Dataset items:
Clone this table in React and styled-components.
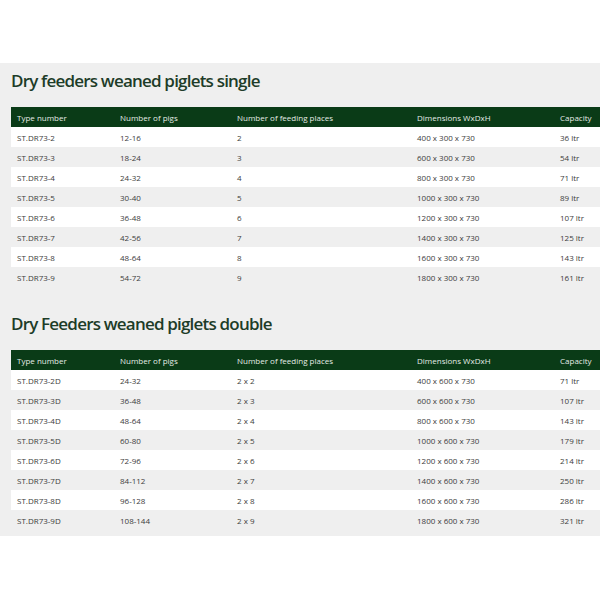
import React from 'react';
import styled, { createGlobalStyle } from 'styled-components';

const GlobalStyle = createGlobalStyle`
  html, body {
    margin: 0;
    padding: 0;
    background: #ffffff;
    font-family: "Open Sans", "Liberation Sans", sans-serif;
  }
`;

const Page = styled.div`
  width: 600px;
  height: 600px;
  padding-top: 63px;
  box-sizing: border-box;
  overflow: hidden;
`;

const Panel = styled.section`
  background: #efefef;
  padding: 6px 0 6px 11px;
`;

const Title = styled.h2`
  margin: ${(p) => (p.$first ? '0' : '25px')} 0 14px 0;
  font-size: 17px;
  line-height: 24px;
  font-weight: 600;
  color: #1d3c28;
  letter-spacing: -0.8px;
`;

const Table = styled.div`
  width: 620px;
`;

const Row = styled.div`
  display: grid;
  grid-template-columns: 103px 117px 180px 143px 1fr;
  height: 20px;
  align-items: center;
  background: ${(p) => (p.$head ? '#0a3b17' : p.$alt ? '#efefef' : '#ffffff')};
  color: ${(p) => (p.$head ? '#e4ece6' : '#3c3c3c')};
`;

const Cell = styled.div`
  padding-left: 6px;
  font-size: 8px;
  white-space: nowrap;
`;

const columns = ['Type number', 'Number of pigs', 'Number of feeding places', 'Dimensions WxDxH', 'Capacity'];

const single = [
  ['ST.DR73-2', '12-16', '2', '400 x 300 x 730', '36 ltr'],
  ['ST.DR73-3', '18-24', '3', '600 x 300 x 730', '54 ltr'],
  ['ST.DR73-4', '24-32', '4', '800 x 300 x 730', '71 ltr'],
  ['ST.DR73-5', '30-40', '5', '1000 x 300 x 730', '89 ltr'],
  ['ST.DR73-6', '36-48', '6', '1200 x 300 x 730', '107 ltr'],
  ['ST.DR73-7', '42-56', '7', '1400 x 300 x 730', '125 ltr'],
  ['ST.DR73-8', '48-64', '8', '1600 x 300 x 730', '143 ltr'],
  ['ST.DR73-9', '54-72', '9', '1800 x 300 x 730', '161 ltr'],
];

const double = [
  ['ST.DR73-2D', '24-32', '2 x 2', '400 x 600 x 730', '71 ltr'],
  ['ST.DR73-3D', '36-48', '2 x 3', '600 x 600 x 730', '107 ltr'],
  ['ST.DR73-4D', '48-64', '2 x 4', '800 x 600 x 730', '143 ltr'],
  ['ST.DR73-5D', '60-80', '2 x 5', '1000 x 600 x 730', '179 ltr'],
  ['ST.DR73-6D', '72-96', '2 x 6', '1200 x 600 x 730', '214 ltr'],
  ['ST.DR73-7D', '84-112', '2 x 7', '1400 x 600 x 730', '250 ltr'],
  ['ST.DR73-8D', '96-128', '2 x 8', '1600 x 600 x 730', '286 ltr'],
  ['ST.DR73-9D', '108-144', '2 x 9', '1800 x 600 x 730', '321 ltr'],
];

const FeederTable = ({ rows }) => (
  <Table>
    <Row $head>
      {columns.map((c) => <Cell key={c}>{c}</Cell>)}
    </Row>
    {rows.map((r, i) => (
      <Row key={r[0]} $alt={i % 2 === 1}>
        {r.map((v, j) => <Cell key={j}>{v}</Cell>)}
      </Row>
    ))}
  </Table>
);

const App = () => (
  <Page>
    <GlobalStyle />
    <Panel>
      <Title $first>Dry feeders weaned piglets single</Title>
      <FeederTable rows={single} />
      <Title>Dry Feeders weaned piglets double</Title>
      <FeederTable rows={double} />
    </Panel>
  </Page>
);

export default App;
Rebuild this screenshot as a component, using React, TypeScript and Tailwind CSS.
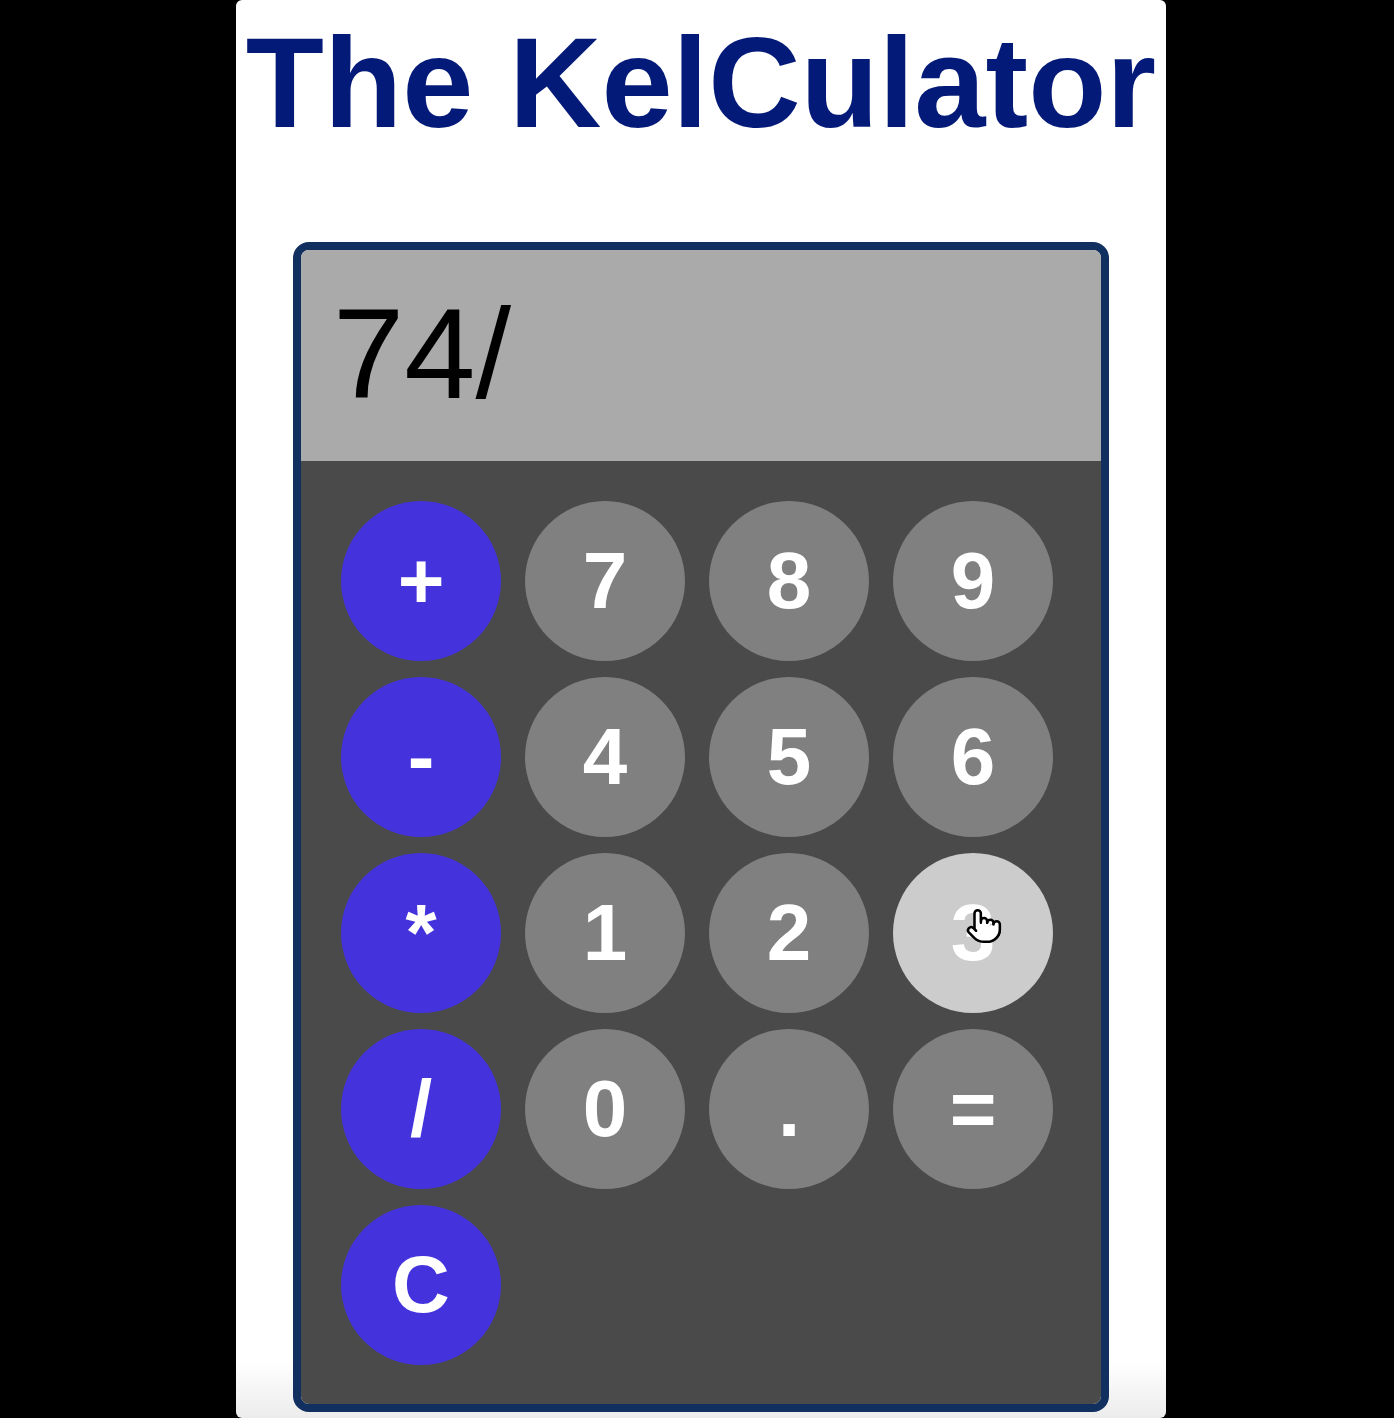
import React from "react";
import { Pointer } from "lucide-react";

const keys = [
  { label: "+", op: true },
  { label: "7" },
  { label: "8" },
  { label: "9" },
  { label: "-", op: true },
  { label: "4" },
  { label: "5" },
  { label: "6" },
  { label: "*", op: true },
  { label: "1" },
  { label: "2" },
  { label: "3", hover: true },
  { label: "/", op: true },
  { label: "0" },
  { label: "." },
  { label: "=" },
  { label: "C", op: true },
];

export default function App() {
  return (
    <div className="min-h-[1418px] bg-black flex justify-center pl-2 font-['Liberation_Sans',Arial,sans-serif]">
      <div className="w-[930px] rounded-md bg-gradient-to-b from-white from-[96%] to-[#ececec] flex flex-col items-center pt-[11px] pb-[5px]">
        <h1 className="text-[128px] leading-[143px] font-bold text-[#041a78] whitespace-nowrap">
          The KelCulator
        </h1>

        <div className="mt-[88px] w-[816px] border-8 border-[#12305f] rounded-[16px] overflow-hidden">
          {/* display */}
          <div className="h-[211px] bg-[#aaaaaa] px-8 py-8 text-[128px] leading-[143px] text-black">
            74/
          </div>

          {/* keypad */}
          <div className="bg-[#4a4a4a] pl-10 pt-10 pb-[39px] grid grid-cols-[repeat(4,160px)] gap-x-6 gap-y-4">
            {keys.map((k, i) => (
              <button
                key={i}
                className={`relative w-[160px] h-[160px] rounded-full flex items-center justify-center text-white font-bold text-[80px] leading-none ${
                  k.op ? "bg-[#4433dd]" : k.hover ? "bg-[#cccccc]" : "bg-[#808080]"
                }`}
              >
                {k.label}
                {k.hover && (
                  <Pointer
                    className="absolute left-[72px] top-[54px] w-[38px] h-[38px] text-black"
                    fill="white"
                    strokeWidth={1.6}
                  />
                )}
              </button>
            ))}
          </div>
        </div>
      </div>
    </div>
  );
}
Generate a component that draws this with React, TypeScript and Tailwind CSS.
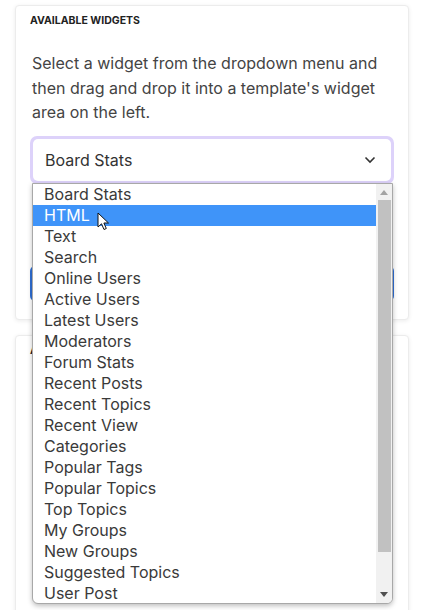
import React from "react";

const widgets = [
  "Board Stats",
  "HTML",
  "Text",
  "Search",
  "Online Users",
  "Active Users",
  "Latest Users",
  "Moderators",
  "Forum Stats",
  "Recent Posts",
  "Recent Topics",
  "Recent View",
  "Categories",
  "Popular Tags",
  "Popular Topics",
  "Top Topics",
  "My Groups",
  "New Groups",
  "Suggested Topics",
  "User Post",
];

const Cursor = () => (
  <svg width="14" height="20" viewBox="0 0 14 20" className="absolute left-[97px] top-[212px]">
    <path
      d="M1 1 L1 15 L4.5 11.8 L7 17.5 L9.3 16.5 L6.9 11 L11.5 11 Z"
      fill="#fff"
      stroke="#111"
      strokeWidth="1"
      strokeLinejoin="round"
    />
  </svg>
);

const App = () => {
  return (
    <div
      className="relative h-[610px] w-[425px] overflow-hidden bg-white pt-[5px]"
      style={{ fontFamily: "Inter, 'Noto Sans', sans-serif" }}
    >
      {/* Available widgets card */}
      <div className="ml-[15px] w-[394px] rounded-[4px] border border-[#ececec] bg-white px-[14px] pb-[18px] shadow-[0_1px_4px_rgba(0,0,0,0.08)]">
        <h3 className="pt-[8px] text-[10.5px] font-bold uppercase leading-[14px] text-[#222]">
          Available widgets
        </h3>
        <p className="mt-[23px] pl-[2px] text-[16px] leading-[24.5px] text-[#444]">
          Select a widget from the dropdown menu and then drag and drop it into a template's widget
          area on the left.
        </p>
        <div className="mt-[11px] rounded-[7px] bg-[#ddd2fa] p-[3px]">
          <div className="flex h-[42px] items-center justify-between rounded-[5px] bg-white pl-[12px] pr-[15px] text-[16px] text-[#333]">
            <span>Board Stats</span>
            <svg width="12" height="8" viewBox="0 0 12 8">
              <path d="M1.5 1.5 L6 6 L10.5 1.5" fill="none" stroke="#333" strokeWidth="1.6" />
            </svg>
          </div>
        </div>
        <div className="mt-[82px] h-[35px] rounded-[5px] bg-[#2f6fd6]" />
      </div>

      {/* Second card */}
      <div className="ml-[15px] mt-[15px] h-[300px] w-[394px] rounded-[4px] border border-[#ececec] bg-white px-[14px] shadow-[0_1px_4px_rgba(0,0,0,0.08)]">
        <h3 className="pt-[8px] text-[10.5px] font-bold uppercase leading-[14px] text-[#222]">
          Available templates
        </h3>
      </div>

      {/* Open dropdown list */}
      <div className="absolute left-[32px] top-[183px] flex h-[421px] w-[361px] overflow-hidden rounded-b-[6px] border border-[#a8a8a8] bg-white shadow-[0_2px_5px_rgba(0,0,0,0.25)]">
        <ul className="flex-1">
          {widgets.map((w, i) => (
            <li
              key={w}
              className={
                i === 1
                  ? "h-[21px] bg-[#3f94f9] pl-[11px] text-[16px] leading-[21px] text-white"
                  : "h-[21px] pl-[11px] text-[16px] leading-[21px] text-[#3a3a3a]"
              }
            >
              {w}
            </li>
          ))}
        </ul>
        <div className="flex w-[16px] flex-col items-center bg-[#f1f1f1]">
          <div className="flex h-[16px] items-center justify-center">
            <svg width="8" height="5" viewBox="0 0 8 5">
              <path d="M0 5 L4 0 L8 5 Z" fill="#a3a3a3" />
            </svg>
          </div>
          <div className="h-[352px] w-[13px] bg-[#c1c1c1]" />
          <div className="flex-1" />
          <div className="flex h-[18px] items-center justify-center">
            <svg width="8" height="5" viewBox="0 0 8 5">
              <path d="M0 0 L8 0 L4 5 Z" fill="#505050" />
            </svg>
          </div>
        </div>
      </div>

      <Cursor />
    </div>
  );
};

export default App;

WRITTEN PROBLEM: Pictures do not belong in the copy. Repeat only the lines from the top of the records through the line containing "const columns = ['Type".

SOLUTION:
Clone this table in React and styled-components.
import React from 'react';
import styled, { createGlobalStyle } from 'styled-components';

const GlobalStyle = createGlobalStyle`
  html, body {
    margin: 0;
    padding: 0;
    background: #ffffff;
    font-family: "Open Sans", "Liberation Sans", sans-serif;
  }
`;

const Page = styled.div`
  width: 600px;
  height: 600px;
  padding-top: 63px;
  box-sizing: border-box;
  overflow: hidden;
`;

const Panel = styled.section`
  background: #efefef;
  padding: 6px 0 6px 11px;
`;

const Title = styled.h2`
  margin: ${(p) => (p.$first ? '0' : '25px')} 0 14px 0;
  font-size: 17px;
  line-height: 24px;
  font-weight: 600;
  color: #1d3c28;
  letter-spacing: -0.8px;
`;

const Table = styled.div`
  width: 620px;
`;

const Row = styled.div`
  display: grid;
  grid-template-columns: 103px 117px 180px 143px 1fr;
  height: 20px;
  align-items: center;
  background: ${(p) => (p.$head ? '#0a3b17' : p.$alt ? '#efefef' : '#ffffff')};
  color: ${(p) => (p.$head ? '#e4ece6' : '#3c3c3c')};
`;

const Cell = styled.div`
  padding-left: 6px;
  font-size: 8px;
  white-space: nowrap;
`;

const columns = ['Type number', 'Number of pigs', 'Number of feeding places', 'Dimensions WxDxH', 'Capacity'];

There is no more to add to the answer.